### Collected material:
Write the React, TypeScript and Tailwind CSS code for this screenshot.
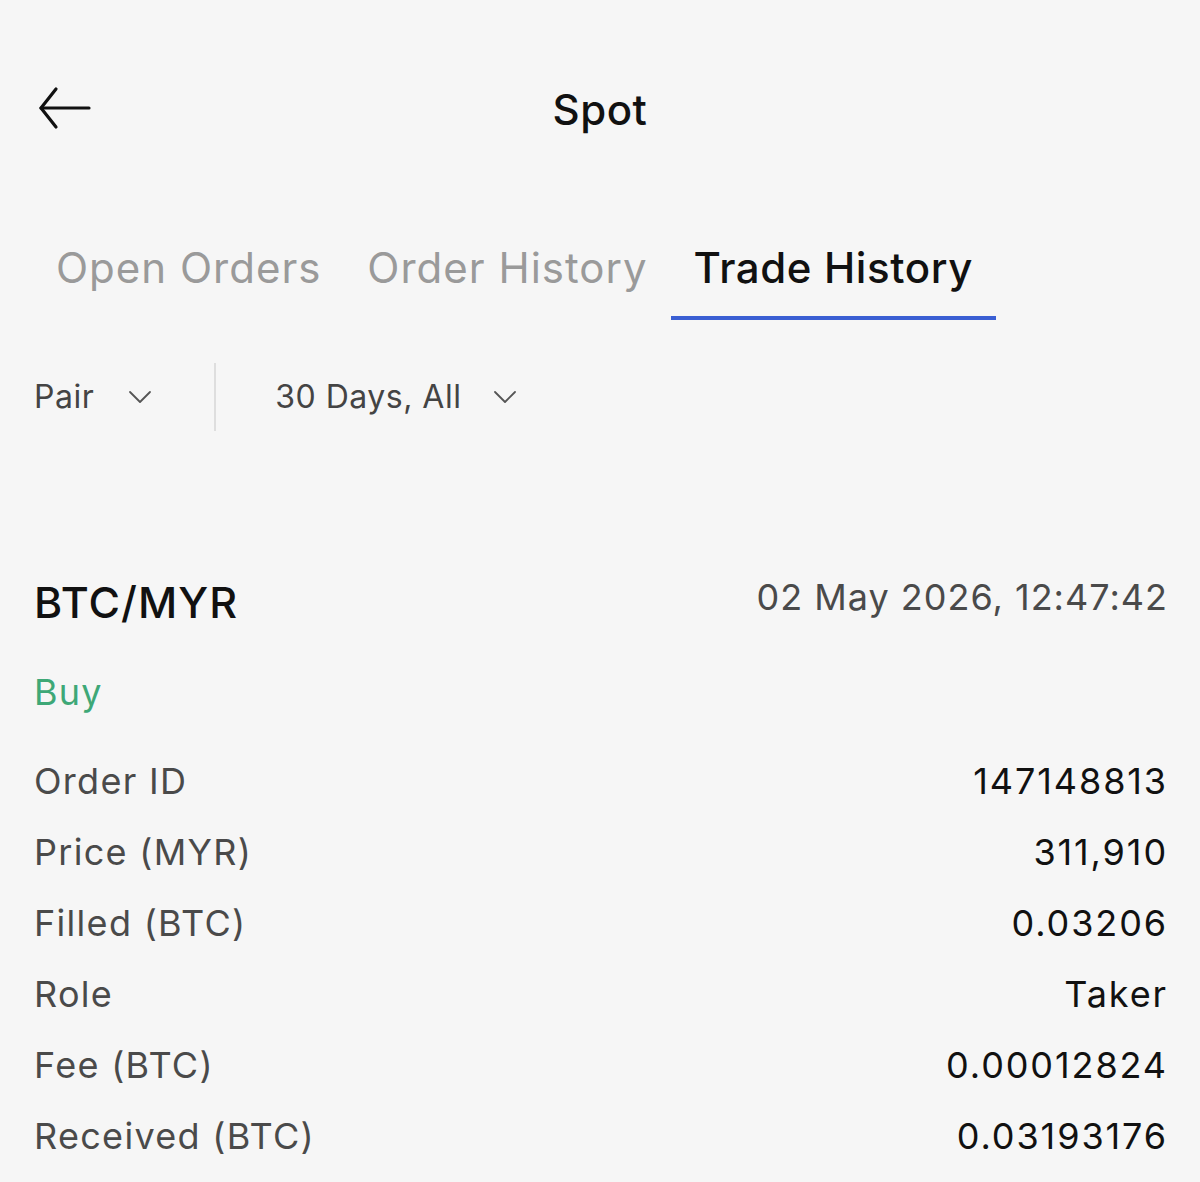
const rows = [
  { label: "Order ID", value: "147148813" },
  { label: "Price (MYR)", value: "311,910" },
  { label: "Filled (BTC)", value: "0.03206" },
  { label: "Role", value: "Taker" },
  { label: "Fee (BTC)", value: "0.00012824" },
  { label: "Received (BTC)", value: "0.03193176" },
];

const tabs = ["Open Orders", "Order History", "Trade History"];

function Chevron() {
  return (
    <svg className="h-[14px] w-[24px]" viewBox="0 0 24 14" fill="none" stroke="#555" strokeWidth={1.8} strokeLinecap="round" strokeLinejoin="round">
      <path d="M2 2L12 12L22 2" />
    </svg>
  );
}

export default function App() {
  return (
    <div className="min-h-[1182px] w-[1200px] bg-[#f6f6f6] font-['Inter',sans-serif] text-[#111]">
      {/* header */}
      <div className="relative flex h-[220px] items-start pt-[80px]">
        <button className="ml-[36px] flex h-[56px] w-[60px] items-center">
          <svg className="h-[56px] w-[60px]" viewBox="0 0 60 56" fill="none" stroke="#111" strokeWidth={3.2} strokeLinecap="round" strokeLinejoin="round">
            <path d="M5 28H53" />
            <path d="M20 9L5 28L20 47" />
          </svg>
        </button>
        <h1 className="absolute left-0 right-0 top-[84px] text-center text-[42px] font-medium leading-[52px] tracking-[0.5px]">Spot</h1>
      </div>

      {/* tabs */}
      <div className="flex pl-[33px]">
        {tabs.map((t, i) => {
          const active = i === 2;
          return (
            <div key={t} className="flex flex-col">
              <span
                className={`px-[23px] text-[42px] leading-[96px] ${
                  active ? "font-medium tracking-[0.6px] text-[#111]" : "tracking-[1px] text-[#9a9a9a]"
                }`}
              >
                {t}
              </span>
              <div className={`h-[4px] ${active ? "bg-[#3a5fd3]" : "bg-transparent"}`} />
            </div>
          );
        })}
      </div>

      {/* filters */}
      <div className="mt-[42px] flex h-[70px] items-center px-[34px] text-[32px] tracking-[0.5px] text-[#444]">
        <div className="flex items-center">
          <span>Pair</span>
          <span className="ml-[34px] flex items-center">
            <Chevron />
          </span>
        </div>
        <div className="ml-[62px] h-[68px] w-[2px] bg-[#dedede]" />
        <div className="ml-[59px] flex items-center">
          <span>30 Days, All</span>
          <span className="ml-[32px] flex items-center">
            <Chevron />
          </span>
        </div>
      </div>

      {/* trade card */}
      <div className="mt-[143px] pl-[34px] pr-[32px]">
        <div className="flex items-center justify-between">
          <span className="text-[43px] font-medium leading-[54px] tracking-[1px] text-[#111]">BTC/MYR</span>
          <span className="-mt-[10px] text-[36px] leading-[54px] tracking-[1px] text-[#4a4a4a]">02 May 2026, 12:47:42</span>
        </div>
        <div className="mt-[38px] text-[36px] leading-[50px] tracking-[1.2px] text-[#3ea877]">Buy</div>
        <div className="mt-[28px] flex flex-col">
          {rows.map((r) => (
            <div key={r.label} className="flex h-[71px] items-center justify-between text-[36px]">
              <span className="tracking-[1.3px] text-[#4a4a4a]">{r.label}</span>
              <span className="tracking-[1.9px] text-[#111]">{r.value}</span>
            </div>
          ))}
        </div>
      </div>
    </div>
  );
}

### Aim:
Repeat the listing in full and exactly. Do not include any images.

### Solution to the problem:
Write the React, TypeScript and Tailwind CSS code for this screenshot.
const rows = [
  { label: "Order ID", value: "147148813" },
  { label: "Price (MYR)", value: "311,910" },
  { label: "Filled (BTC)", value: "0.03206" },
  { label: "Role", value: "Taker" },
  { label: "Fee (BTC)", value: "0.00012824" },
  { label: "Received (BTC)", value: "0.03193176" },
];

const tabs = ["Open Orders", "Order History", "Trade History"];

function Chevron() {
  return (
    <svg className="h-[14px] w-[24px]" viewBox="0 0 24 14" fill="none" stroke="#555" strokeWidth={1.8} strokeLinecap="round" strokeLinejoin="round">
      <path d="M2 2L12 12L22 2" />
    </svg>
  );
}

export default function App() {
  return (
    <div className="min-h-[1182px] w-[1200px] bg-[#f6f6f6] font-['Inter',sans-serif] text-[#111]">
      {/* header */}
      <div className="relative flex h-[220px] items-start pt-[80px]">
        <button className="ml-[36px] flex h-[56px] w-[60px] items-center">
          <svg className="h-[56px] w-[60px]" viewBox="0 0 60 56" fill="none" stroke="#111" strokeWidth={3.2} strokeLinecap="round" strokeLinejoin="round">
            <path d="M5 28H53" />
            <path d="M20 9L5 28L20 47" />
          </svg>
        </button>
        <h1 className="absolute left-0 right-0 top-[84px] text-center text-[42px] font-medium leading-[52px] tracking-[0.5px]">Spot</h1>
      </div>

      {/* tabs */}
      <div className="flex pl-[33px]">
        {tabs.map((t, i) => {
          const active = i === 2;
          return (
            <div key={t} className="flex flex-col">
              <span
                className={`px-[23px] text-[42px] leading-[96px] ${
                  active ? "font-medium tracking-[0.6px] text-[#111]" : "tracking-[1px] text-[#9a9a9a]"
                }`}
              >
                {t}
              </span>
              <div className={`h-[4px] ${active ? "bg-[#3a5fd3]" : "bg-transparent"}`} />
            </div>
          );
        })}
      </div>

      {/* filters */}
      <div className="mt-[42px] flex h-[70px] items-center px-[34px] text-[32px] tracking-[0.5px] text-[#444]">
        <div className="flex items-center">
          <span>Pair</span>
          <span className="ml-[34px] flex items-center">
            <Chevron />
          </span>
        </div>
        <div className="ml-[62px] h-[68px] w-[2px] bg-[#dedede]" />
        <div className="ml-[59px] flex items-center">
          <span>30 Days, All</span>
          <span className="ml-[32px] flex items-center">
            <Chevron />
          </span>
        </div>
      </div>

      {/* trade card */}
      <div className="mt-[143px] pl-[34px] pr-[32px]">
        <div className="flex items-center justify-between">
          <span className="text-[43px] font-medium leading-[54px] tracking-[1px] text-[#111]">BTC/MYR</span>
          <span className="-mt-[10px] text-[36px] leading-[54px] tracking-[1px] text-[#4a4a4a]">02 May 2026, 12:47:42</span>
        </div>
        <div className="mt-[38px] text-[36px] leading-[50px] tracking-[1.2px] text-[#3ea877]">Buy</div>
        <div className="mt-[28px] flex flex-col">
          {rows.map((r) => (
            <div key={r.label} className="flex h-[71px] items-center justify-between text-[36px]">
              <span className="tracking-[1.3px] text-[#4a4a4a]">{r.label}</span>
              <span className="tracking-[1.9px] text-[#111]">{r.value}</span>
            </div>
          ))}
        </div>
      </div>
    </div>
  );
}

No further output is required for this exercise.